Before we can start with the actual shrinkage, we have to scale the features:

In [None]:
from sklearn.preprocessing import StandardScaler
from sklearn.linear_model import Lasso, lasso_path
from sklearn.model_selection import GridSearchCV

**Note**: Depending on the hyperparameters and the data, the lasso optimization might not converge. In this case, you would get a convergence warning (something like `ConvergenceWarning: Objective did not converge. You might want to increase the number of iterations, check the scale of the features or consider increasing regularisation. Duality gap: 3.297e+10, tolerance: 5.518e+07`, with numbers potentially different). This means that the optimization algorithm did not find a good solution. As mentioned in the warning message, a higher regularization can help here. As we are searching for the best hyperparameter, we can assume that the candidate values for which these messages occurr are not yielding a good results and will therefore be discarded. To avoid cluttering of the output, we switch off the display of convergence warnings with the cell below:

In [None]:
from warnings import simplefilter
from sklearn.exceptions import ConvergenceWarning
simplefilter("ignore", category=ConvergenceWarning)

As the scaling is only possible for numerical attributes, we first drop the three non-numerical attributes and store the results as `largeCaps_b5k_num`. Then we can define, fit and apply the scaler. We do this for both the first and the second data set.

In [None]:
largeCaps_b5k_num = largeCaps_b5k.drop(['Symbol', 'Name', 'Sector'], axis=1)
largeCaps_b5k_num = largeCaps_b5k_num.dropna()
predictors = largeCaps_b5k_num.drop(['log_SharePrice_CHF', 'SharePrice_CHF'], axis=1)
target = largeCaps_b5k_num['SharePrice_CHF']

Next, we scale the predictors:

In [None]:
# initialize and adapt scaler
share_scaler = StandardScaler()
share_scaler = share_scaler.fit(predictors)

# apply scaling to predictors
predictors_std = share_scaler.transform(predictors)
predictors_std = pd.DataFrame(predictors_std, columns = predictors.columns)

**EXERCISE**: Use shrinkage to identify the best predictors for the share price.

Let us now evaluate the model on the training data:

In [None]:
# define lasso model based on best value for alpha
lasso_model_mse = Lasso(alpha=grid_search_mse.best_params_['alpha'])

# train model
lasso_model_mse.fit(predictors_std, target)

# Evaluation on Training Data:
model_perf_lasso = apply_eval_model(lasso_model_mse, predictors_std, target, 'lasso')

Again, we want to evaluate this new model on the later data set to see how well this model works on a new data set.

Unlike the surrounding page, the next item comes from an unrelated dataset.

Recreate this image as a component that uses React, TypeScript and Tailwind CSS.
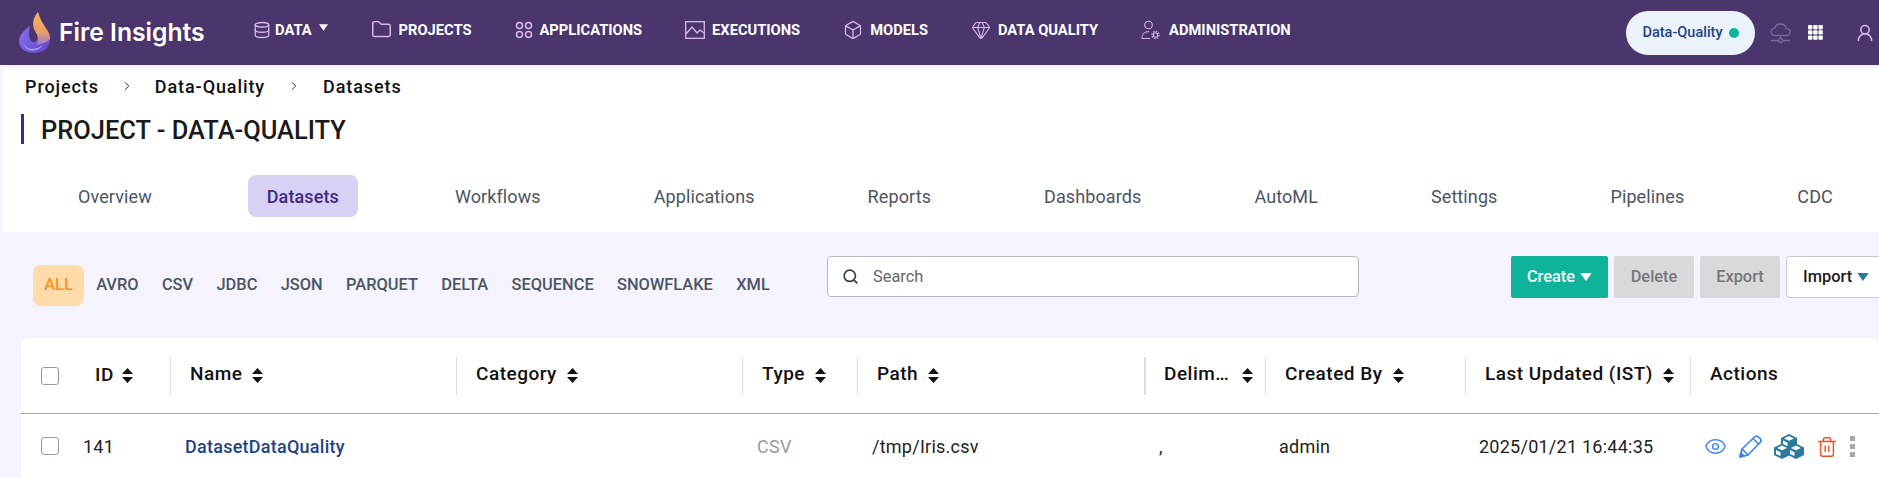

**EXERCISE:** Apply the new model to the later data set `largeCaps_val_b5k`. In order to get a valid result, you have to apply the exact same pre-processing steps as we did to the training data.

In [None]:
# largeCaps_val_b5k_num = ...

# predictors_val = ...
# target_val = ...

# ... 

In [None]:
# Evaluation on Validation Data:
# model_perf_val_lasso = ...

Again we merge the results for a graphical representation:

In [None]:
# Merging the result data frames:
model_perf_lasso['date'] = '2024-09-20'
model_perf_val_lasso['date'] = '2024-09-27'

model_perf_all = pd.concat([model_perf_both_sets_linlog, model_perf_lasso, model_perf_val_lasso])

In [None]:
sns.barplot(data=model_perf_all, x='model_name', y='r2_score', hue = 'date')
plt.title('Comparison of Simple Linear Regression Models for Share Price\nPerformance on 2 different dates')
plt.xlabel('Predictor / Independent Variable')
plt.xticks(rotation=45, ha='right')
plt.ylabel('$R^2$-Score')
plt.legend(loc=(1.05, 0.5))
plt.grid()
plt.show()

**EXERCISE:** Among the models listed above, which one do you choose to automatically predict the share price? What steps would be necessary to give a dependable estimate of the model performance on new data (you don't have to program it)? Explain why this step is necessary.